I always make sure I don’t have a user logged in anywhere when I do that last step just so I can get a clean environment when I’m done. It can take many minutes to move that much data, so I wandered off to do other things and came back later to find everything completed. I logged in and was ready to go!

By the way, to deactivate the USB-connected old laptop disk, you don’t want to just turn it off. First unmount the partitions, and then remove the old drive’s LVM volume group from play. Make sure you have no processes running that are using the old drive, using fuser or lsof to find out if you’re not sure. So I did the following:

umount /mnt/home umount /mnt vgchange -an vgM1330

Then I could turn off the USB carrier and unplug it.

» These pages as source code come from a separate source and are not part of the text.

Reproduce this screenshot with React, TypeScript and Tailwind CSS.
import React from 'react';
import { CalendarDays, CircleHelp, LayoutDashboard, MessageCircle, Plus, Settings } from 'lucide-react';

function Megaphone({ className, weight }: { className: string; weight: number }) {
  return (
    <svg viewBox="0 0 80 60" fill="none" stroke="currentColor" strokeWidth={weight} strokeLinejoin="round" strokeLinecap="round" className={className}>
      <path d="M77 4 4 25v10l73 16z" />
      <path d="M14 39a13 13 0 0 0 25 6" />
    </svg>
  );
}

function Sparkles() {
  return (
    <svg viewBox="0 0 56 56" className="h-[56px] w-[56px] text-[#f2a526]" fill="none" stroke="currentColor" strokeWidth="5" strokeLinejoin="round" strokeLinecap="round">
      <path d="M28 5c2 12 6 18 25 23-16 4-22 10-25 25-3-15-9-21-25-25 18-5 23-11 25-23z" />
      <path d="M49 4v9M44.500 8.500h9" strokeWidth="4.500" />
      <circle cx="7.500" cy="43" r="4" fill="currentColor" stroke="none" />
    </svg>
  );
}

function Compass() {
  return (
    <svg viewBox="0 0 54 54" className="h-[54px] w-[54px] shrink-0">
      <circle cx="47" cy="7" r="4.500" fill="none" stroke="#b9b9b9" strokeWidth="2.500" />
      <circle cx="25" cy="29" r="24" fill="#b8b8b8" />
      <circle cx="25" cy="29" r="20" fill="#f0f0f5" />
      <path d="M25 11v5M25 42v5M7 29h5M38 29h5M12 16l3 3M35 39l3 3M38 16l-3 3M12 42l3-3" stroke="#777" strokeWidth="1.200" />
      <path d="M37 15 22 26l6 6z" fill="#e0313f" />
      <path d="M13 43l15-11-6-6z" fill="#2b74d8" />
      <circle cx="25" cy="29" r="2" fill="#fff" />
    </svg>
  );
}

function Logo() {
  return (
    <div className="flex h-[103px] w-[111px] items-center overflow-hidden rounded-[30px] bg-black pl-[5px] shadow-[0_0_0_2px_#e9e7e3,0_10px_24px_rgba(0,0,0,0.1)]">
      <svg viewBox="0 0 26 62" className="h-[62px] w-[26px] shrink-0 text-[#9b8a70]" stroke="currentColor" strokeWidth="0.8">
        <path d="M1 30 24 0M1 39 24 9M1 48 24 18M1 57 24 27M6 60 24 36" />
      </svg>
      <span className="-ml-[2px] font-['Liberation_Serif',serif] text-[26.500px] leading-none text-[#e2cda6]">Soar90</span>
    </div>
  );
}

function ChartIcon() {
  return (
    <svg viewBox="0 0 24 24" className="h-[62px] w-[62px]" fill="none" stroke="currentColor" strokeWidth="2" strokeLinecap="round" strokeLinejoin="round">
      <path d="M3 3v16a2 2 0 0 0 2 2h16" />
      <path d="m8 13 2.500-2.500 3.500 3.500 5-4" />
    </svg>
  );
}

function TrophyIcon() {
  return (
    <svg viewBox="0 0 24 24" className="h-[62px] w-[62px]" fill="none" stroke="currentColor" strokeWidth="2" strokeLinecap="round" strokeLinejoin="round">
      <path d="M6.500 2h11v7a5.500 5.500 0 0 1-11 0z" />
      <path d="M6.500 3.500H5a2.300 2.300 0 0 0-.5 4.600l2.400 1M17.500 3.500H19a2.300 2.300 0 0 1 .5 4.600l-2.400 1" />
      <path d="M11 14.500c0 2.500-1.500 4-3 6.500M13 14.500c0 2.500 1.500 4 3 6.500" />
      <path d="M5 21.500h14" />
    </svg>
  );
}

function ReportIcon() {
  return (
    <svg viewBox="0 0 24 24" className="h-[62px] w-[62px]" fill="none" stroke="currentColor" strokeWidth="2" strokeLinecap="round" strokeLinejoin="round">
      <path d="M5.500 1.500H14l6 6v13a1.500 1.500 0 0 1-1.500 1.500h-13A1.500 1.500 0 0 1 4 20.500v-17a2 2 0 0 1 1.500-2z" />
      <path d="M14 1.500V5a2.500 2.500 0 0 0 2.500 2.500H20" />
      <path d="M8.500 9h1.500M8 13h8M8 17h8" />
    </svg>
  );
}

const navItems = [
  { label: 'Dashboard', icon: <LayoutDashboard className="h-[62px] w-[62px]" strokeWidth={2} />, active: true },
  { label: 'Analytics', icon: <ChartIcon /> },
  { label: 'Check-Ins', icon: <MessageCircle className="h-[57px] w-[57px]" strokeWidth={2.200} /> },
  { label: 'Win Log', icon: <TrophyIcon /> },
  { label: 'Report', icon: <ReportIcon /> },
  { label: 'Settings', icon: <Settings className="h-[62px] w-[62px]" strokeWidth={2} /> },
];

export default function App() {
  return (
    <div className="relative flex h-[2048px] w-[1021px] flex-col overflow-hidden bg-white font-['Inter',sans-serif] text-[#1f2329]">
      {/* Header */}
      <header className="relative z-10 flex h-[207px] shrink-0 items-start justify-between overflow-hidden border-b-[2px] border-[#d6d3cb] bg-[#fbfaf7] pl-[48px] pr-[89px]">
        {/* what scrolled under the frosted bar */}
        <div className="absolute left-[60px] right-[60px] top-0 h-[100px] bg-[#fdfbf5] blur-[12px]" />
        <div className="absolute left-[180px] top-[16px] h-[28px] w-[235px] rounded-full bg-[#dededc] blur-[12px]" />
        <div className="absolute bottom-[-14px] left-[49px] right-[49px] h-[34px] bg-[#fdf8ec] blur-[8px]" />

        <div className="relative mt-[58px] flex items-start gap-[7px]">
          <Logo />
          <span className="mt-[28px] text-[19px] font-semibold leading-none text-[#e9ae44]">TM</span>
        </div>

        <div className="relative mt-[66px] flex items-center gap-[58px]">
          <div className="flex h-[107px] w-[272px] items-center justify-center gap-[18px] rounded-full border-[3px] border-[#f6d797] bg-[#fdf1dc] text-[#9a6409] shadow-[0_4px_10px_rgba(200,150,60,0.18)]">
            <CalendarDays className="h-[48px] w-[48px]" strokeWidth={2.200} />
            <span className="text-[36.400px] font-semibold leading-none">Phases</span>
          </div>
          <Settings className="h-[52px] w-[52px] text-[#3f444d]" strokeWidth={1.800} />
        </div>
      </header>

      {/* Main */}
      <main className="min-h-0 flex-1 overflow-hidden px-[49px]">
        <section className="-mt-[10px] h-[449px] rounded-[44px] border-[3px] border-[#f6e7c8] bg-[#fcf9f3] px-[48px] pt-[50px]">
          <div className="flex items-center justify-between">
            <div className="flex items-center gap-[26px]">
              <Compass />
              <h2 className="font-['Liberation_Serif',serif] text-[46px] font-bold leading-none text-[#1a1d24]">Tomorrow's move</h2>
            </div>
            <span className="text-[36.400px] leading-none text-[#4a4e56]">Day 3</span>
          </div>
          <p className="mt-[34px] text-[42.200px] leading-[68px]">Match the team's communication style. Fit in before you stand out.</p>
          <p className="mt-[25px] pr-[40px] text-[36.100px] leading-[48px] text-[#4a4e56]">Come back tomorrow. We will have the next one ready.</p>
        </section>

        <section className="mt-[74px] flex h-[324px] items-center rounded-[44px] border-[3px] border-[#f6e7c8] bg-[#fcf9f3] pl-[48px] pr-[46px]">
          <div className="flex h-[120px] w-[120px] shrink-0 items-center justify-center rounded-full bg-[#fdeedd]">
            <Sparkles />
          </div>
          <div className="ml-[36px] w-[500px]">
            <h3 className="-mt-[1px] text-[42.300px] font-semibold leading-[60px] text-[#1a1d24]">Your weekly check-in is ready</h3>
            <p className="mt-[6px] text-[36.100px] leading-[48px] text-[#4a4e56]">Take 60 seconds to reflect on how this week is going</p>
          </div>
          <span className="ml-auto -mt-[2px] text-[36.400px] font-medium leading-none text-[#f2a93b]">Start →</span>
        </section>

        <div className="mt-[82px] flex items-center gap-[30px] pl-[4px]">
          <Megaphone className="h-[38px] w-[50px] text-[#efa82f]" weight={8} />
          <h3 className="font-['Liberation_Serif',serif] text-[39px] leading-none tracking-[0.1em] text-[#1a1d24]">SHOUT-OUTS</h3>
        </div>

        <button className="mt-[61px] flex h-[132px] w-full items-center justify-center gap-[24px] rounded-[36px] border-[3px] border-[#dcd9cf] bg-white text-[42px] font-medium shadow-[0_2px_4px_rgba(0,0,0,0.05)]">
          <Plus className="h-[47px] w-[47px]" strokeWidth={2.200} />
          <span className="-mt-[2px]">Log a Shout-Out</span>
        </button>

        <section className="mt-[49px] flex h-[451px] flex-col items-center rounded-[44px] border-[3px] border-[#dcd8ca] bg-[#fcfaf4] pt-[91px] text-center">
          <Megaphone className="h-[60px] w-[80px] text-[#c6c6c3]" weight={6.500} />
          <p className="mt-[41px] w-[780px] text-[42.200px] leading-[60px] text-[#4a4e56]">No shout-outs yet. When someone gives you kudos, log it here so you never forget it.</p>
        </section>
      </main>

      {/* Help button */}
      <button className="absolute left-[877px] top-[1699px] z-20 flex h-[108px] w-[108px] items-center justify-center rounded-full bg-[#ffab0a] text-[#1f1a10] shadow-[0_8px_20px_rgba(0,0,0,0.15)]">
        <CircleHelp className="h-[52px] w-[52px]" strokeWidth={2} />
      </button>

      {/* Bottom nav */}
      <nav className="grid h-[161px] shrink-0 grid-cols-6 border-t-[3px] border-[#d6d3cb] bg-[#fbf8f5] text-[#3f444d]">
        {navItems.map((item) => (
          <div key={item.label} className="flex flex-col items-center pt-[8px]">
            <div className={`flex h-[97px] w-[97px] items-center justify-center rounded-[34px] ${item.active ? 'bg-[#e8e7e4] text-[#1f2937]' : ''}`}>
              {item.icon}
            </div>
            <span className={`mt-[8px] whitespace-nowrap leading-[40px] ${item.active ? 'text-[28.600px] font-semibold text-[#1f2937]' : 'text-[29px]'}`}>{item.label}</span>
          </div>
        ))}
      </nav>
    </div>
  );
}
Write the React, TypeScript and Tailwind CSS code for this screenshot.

I know this is not rocket science to many of our Fedora community experts, but hopefully this will help any new folks who wind up in the same position.

5 thoughts on “Back in play.”

  1. Instead of shrinking your “fedora” LV, couldn’t you simply add a PV to your VG and then expand your LV ?

    That’s what I do: I never partition fully my hard-drive but instead make smaller PV. When I need more, I just add more 🙂

    This is more flexible, and it also saves me some space to try installing other OSes.

  2. Hi Paul,

    Please keep us posted about what make/model you replace the XPS M1330 with, and how it runs with Fedora. I for one am quite interested in finding a 100% Fedora-compatible laptop, and it would be great to know what the gurus at Red Hat use 🙂

    ps. in your experience, how well did the XPS M1330 run with a deafult Fedora install?

    Regards, mosno.

  3. @bocheca: The new system was also a laptop, with no more physical devices to add as a PV.

    @Chris Tyler: Great, thanks for catching that as a bug, even as a dupe it’s useful. I moved that bug back to Rawhide to see if we could get it addressed for F11, because I agree that like UUIDs on file systems we should promote device portability, storage included.

    @mosno: The XPS M1330 is an awesome box for Fedora. I chose the version with Intel graphics and Intel wireless and everything worked out of the box, including the webcam, in F9. There was a brief regression in the webcam for F10 but I believe it’s fixed now.